Tuesday, March 1, 2011

FDN’S JEFF BARNES, ESQ. ADMITTED PRO HAC VICE IN MICHIGAN; CONGRESSIONAL OVERSIGHT REPORT HIGHLIGHTS ILLEGALITY OF ASSIGNMENTS OF MORTGAGE LOANS TO TRUSTS WITHOUT COMPLIANCE WITH POOLING & SERVICING AGREEMENTS

FDN’S JEFF BARNES, ESQ. ADMITTED PRO HAC VICE IN MICHIGAN; CONGRESSIONAL OVERSIGHT REPORT HIGHLIGHTS ILLEGALITY OF ASSIGNMENTS OF MORTGAGE LOANS TO TRUSTS WITHOUT COMPLIANCE WITH POOLING & SERVICING AGREEMENTS FDN’s Jeff Barnes, Esq. has been admitted to the Washetnaw County, Michigan Circuit Court pro hac vice in connection with defense of a foreclosure involving a securitization. He is assisted by local Michigan counsel James Fraser, Esq. On the subject of securitization, we have obtained a copy of the November 16, 2010 Congressional Oversight Panel’s Report examining the consequences of mortgage irregularities.

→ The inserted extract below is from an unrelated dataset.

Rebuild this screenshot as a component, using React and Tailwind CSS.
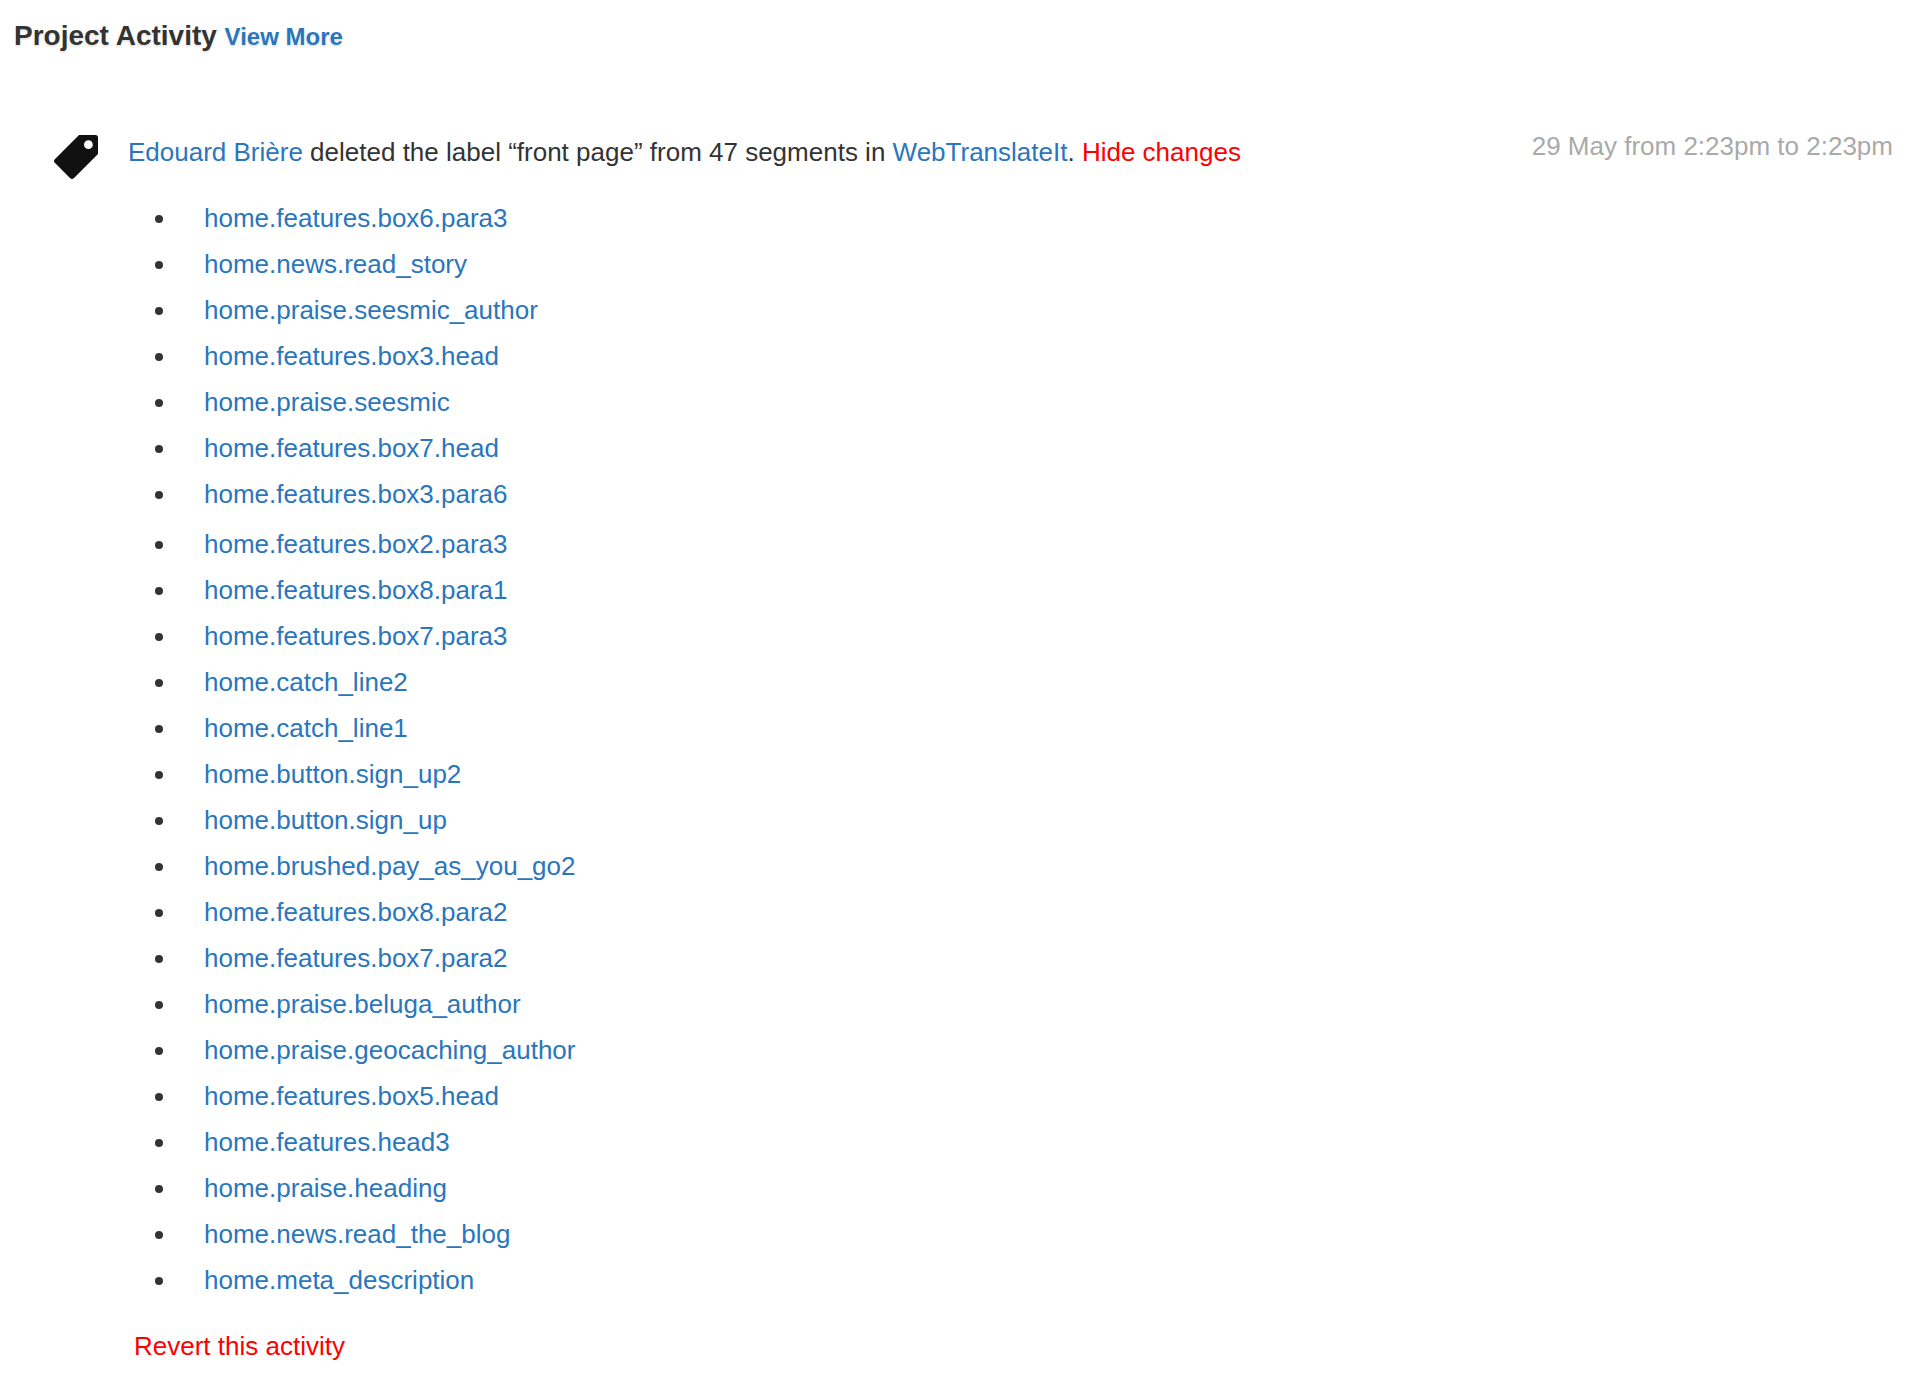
const segmentGroups = [
  [
    'home.features.box6.para3',
    'home.news.read_story',
    'home.praise.seesmic_author',
    'home.features.box3.head',
    'home.praise.seesmic',
    'home.features.box7.head',
    'home.features.box3.para6',
  ],
  [
    'home.features.box2.para3',
    'home.features.box8.para1',
    'home.features.box7.para3',
    'home.catch_line2',
    'home.catch_line1',
    'home.button.sign_up2',
    'home.button.sign_up',
    'home.brushed.pay_as_you_go2',
    'home.features.box8.para2',
    'home.features.box7.para2',
    'home.praise.beluga_author',
    'home.praise.geocaching_author',
    'home.features.box5.head',
    'home.features.head3',
    'home.praise.heading',
    'home.news.read_the_blog',
    'home.meta_description',
  ],
];

function TagIcon() {
  return (
    <svg className="w-11 h-11 mt-3 shrink-0" viewBox="0 0 44 44" aria-hidden="true">
      <path
        fill="#111"
        fillRule="evenodd"
        d="M25 0H41.5Q44 0 44 2.5V19L19.8 43.2Q18 44.8 16.2 43.2L.8 27.8Q-.8 26 .8 24.2ZM34.4 5.3a4.4 4.4 0 1 0 0 8.8a4.4 4.4 0 1 0 0-8.8Z"
      />
    </svg>
  );
}

function SegmentList({ segments }) {
  return (
    <ul>
      {segments.map((name) => (
        <li key={name} className="flex items-center">
          <span className="w-2 h-2 mt-0.5 ml-[27px] mr-[41px] rounded-full bg-[#333]" />
          <a href="#segment" className="text-[#2a76bd]">{name}</a>
        </li>
      ))}
    </ul>
  );
}

export default function App() {
  return (
    <main className="min-h-screen bg-white pt-4 pb-3 font-['Helvetica_Neue','Liberation_Sans',Arial,sans-serif] text-[26px] leading-[46px] text-[#333]">
      <h1 className="pl-3.5 text-[28px] leading-10 font-bold text-shadow-[0_2px_2px_rgb(0_0_0/0.1)]">
        Project Activity{' '}
        <a href="#activity" className="text-2xl leading-10 text-[#2a76bd]">View More</a>
      </h1>

      <article className="flex items-start mt-[66px] pl-[54px] pr-6">
        <TagIcon />
        <div className="grow ml-[30px] pt-1.5">
          <p>
            <a href="#user" className="text-[#2a76bd]">Edouard Brière</a> deleted the label “front page” from 47 segments in{' '}
            <a href="#project" className="text-[#2a76bd]">WebTranslateIt</a>.{' '}
            <button type="button" className="text-[#f00] cursor-pointer">Hide changes</button>
          </p>
          <div className="flex flex-col gap-1 mt-5">
            {segmentGroups.map((segments) => (
              <SegmentList key={segments[0]} segments={segments} />
            ))}
          </div>
          <button type="button" className="mt-5 ml-1.5 text-[#f00] cursor-pointer">
            Revert this activity
          </button>
        </div>
        <time className="shrink-0 text-[#aaa]">29 May from 2:23pm to 2:23pm</time>
      </article>
    </main>
  );
}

The 127 page report discusses assignments, MERS, the problems with “robo-signers” and other document infirmities. We find very significant the matters on page 19 of the Report, which state as follows regarding assignment of mortgage loans to a securitized mortgage loan trust: “As described above, in order to convey good title into the trust and provide the trust with both good title to the collateral and the income from the mortgages, each transfer in this process required particular steps. Most PSAs [Pooling and Servicing Agreements] are governed by New York law and create trusts governed by New York law. New York trust law requires strict compliance with the trust documents; any transaction by the trust that is in contravention to the trust documents is void, meaning that the transfer cannot actually take place as a matter of law [citing relevant provision of NY Estate Powers and Trust Law section]. Therefore, if the transfer of the notes and mortgages did not comply with the PSA, the transfer would be void, and the assets would not have been transferred to the trust. PSAs generally require that the loans transferred to the trust not be in default, which would prevent the transfer of any non-performing loans to the trust now. Furthermore, PSAs frequently have timeliness requirements regarding the transfer in order to ensure that the trusts qualify for favored tax treatment.” This is what we have been arguing for years: that purported transfers of toxic, non-performing mortgage loans into a trust beyond the trust closing date and without strictly complying with the mortgage loan conveyance proviions of the PSA are void and of no force and effect, regardless of who attempts to make the transfer (e.g. MERS, who cannot make the transfer in any event for other reasons). The United States Congress has confirmed this. Perhaps more members of the Judiciary will ultimately come to the same conclusion.